# INSTRUCTION
Exclude the pictures, then repeat the remaining data exactly.
═════ DATA SEGMENT ═════
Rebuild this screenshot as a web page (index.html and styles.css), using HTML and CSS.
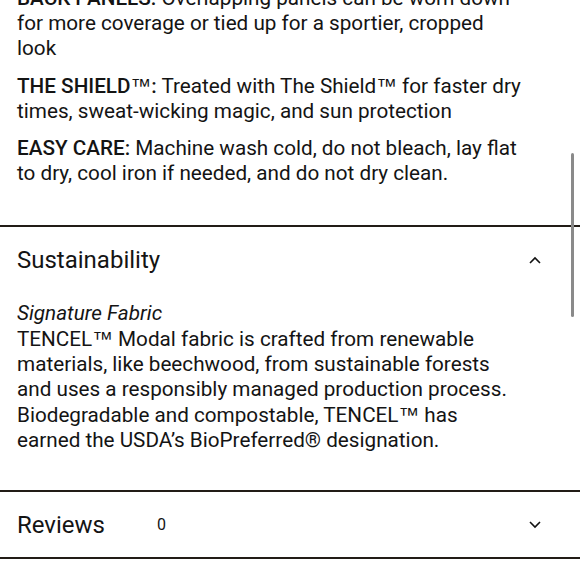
FILE: index.html
```html
<!DOCTYPE html>
<html lang="en">
<head>
<meta charset="utf-8">
<link rel="stylesheet" href="styles.css">
</head>
<body>
<div class="page">
  <div class="details">
    <p><strong>BACK PANELS:</strong> Overlapping panels can be worn down for more coverage or tied up for a sportier, cropped look</p>
    <p><strong>THE SHIELD<span class="tm">™</span>:</strong> Treated with The Shield<span class="tm">™</span> for faster dry times, sweat-wicking magic, and sun protection</p>
    <p><strong>EASY CARE:</strong> Machine wash cold, do not bleach, lay flat to dry, cool iron if needed, and do not dry clean.</p>
  </div>
  <section class="acc">
    <div class="acc-head">
      <span class="acc-title">Sustainability</span>
      <svg class="chev" width="12" height="8" viewBox="0 0 12 8"><path d="M1 7 L6 2 L11 7" fill="none" stroke="#111" stroke-width="1.6"/></svg>
    </div>
    <div class="acc-body">
      <em>Signature Fabric</em><br>
      TENCEL<span class="tm">™</span> Modal fabric is crafted from renewable materials, like beechwood, from sustainable forests and uses a responsibly managed production process. Biodegradable and compostable, TENCEL<span class="tm">™</span> has earned the USDA’s BioPreferred® designation.
    </div>
  </section>
  <section class="acc">
    <div class="acc-head">
      <span class="acc-title">Reviews <span class="count">0</span></span>
      <svg class="chev" width="12" height="8" viewBox="0 0 12 8"><path d="M1 1 L6 6 L11 1" fill="none" stroke="#111" stroke-width="1.6"/></svg>
    </div>
  </section>
</div>
<div class="scrollbar"></div>
</body>
</html>
```
FILE: styles.css
```css
html, body {
  margin: 0;
  padding: 0;
  background: #fff;
  overflow: hidden;
}
body {
  font-family: Roboto, "Liberation Sans", sans-serif;
  color: #141414;
  width: 580px;
  height: 580px;
}
.page {
  margin-top: -14px;
}
.details {
  padding: 0 58px 39px 17px;
  border-bottom: 2px solid #221c17;
}
.details p {
  margin: 0 0 12px;
  font-size: 20.7px;
  line-height: 25px;
}
.details p:last-child {
  margin-bottom: 0;
}
.details strong {
  font-weight: 500;
}
.tm {
  font-family: "Liberation Sans", Roboto, sans-serif;
}
.acc {
  border-bottom: 2px solid #221c17;
}
.acc-head {
  height: 65px;
  display: flex;
  align-items: center;
  justify-content: space-between;
  padding: 0 39px 0 17px;
}
.acc-title {
  font-size: 24px;
}
.count {
  font-size: 16px;
  margin-left: 46px;
  vertical-align: 3px;
}
.acc-body {
  padding: 9px 58px 37px 17px;
  font-size: 20.7px;
  line-height: 25px;
}
.scrollbar {
  position: fixed;
  right: 6px;
  top: 153px;
  width: 3px;
  height: 164px;
  background: #8a8a8a;
  border-radius: 2px;
}
```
═════
# TASK OUTPUT
Rebuild this screenshot as a web page (index.html and styles.css), using HTML and CSS.
FILE: index.html
```html
<!DOCTYPE html>
<html lang="en">
<head>
<meta charset="utf-8">
<link rel="stylesheet" href="styles.css">
</head>
<body>
<div class="page">
  <div class="details">
    <p><strong>BACK PANELS:</strong> Overlapping panels can be worn down for more coverage or tied up for a sportier, cropped look</p>
    <p><strong>THE SHIELD<span class="tm">™</span>:</strong> Treated with The Shield<span class="tm">™</span> for faster dry times, sweat-wicking magic, and sun protection</p>
    <p><strong>EASY CARE:</strong> Machine wash cold, do not bleach, lay flat to dry, cool iron if needed, and do not dry clean.</p>
  </div>
  <section class="acc">
    <div class="acc-head">
      <span class="acc-title">Sustainability</span>
      <svg class="chev" width="12" height="8" viewBox="0 0 12 8"><path d="M1 7 L6 2 L11 7" fill="none" stroke="#111" stroke-width="1.6"/></svg>
    </div>
    <div class="acc-body">
      <em>Signature Fabric</em><br>
      TENCEL<span class="tm">™</span> Modal fabric is crafted from renewable materials, like beechwood, from sustainable forests and uses a responsibly managed production process. Biodegradable and compostable, TENCEL<span class="tm">™</span> has earned the USDA’s BioPreferred® designation.
    </div>
  </section>
  <section class="acc">
    <div class="acc-head">
      <span class="acc-title">Reviews <span class="count">0</span></span>
      <svg class="chev" width="12" height="8" viewBox="0 0 12 8"><path d="M1 1 L6 6 L11 1" fill="none" stroke="#111" stroke-width="1.6"/></svg>
    </div>
  </section>
</div>
<div class="scrollbar"></div>
</body>
</html>
```
FILE: styles.css
```css
html, body {
  margin: 0;
  padding: 0;
  background: #fff;
  overflow: hidden;
}
body {
  font-family: Roboto, "Liberation Sans", sans-serif;
  color: #141414;
  width: 580px;
  height: 580px;
}
.page {
  margin-top: -14px;
}
.details {
  padding: 0 58px 39px 17px;
  border-bottom: 2px solid #221c17;
}
.details p {
  margin: 0 0 12px;
  font-size: 20.7px;
  line-height: 25px;
}
.details p:last-child {
  margin-bottom: 0;
}
.details strong {
  font-weight: 500;
}
.tm {
  font-family: "Liberation Sans", Roboto, sans-serif;
}
.acc {
  border-bottom: 2px solid #221c17;
}
.acc-head {
  height: 65px;
  display: flex;
  align-items: center;
  justify-content: space-between;
  padding: 0 39px 0 17px;
}
.acc-title {
  font-size: 24px;
}
.count {
  font-size: 16px;
  margin-left: 46px;
  vertical-align: 3px;
}
.acc-body {
  padding: 9px 58px 37px 17px;
  font-size: 20.7px;
  line-height: 25px;
}
.scrollbar {
  position: fixed;
  right: 6px;
  top: 153px;
  width: 3px;
  height: 164px;
  background: #8a8a8a;
  border-radius: 2px;
}
```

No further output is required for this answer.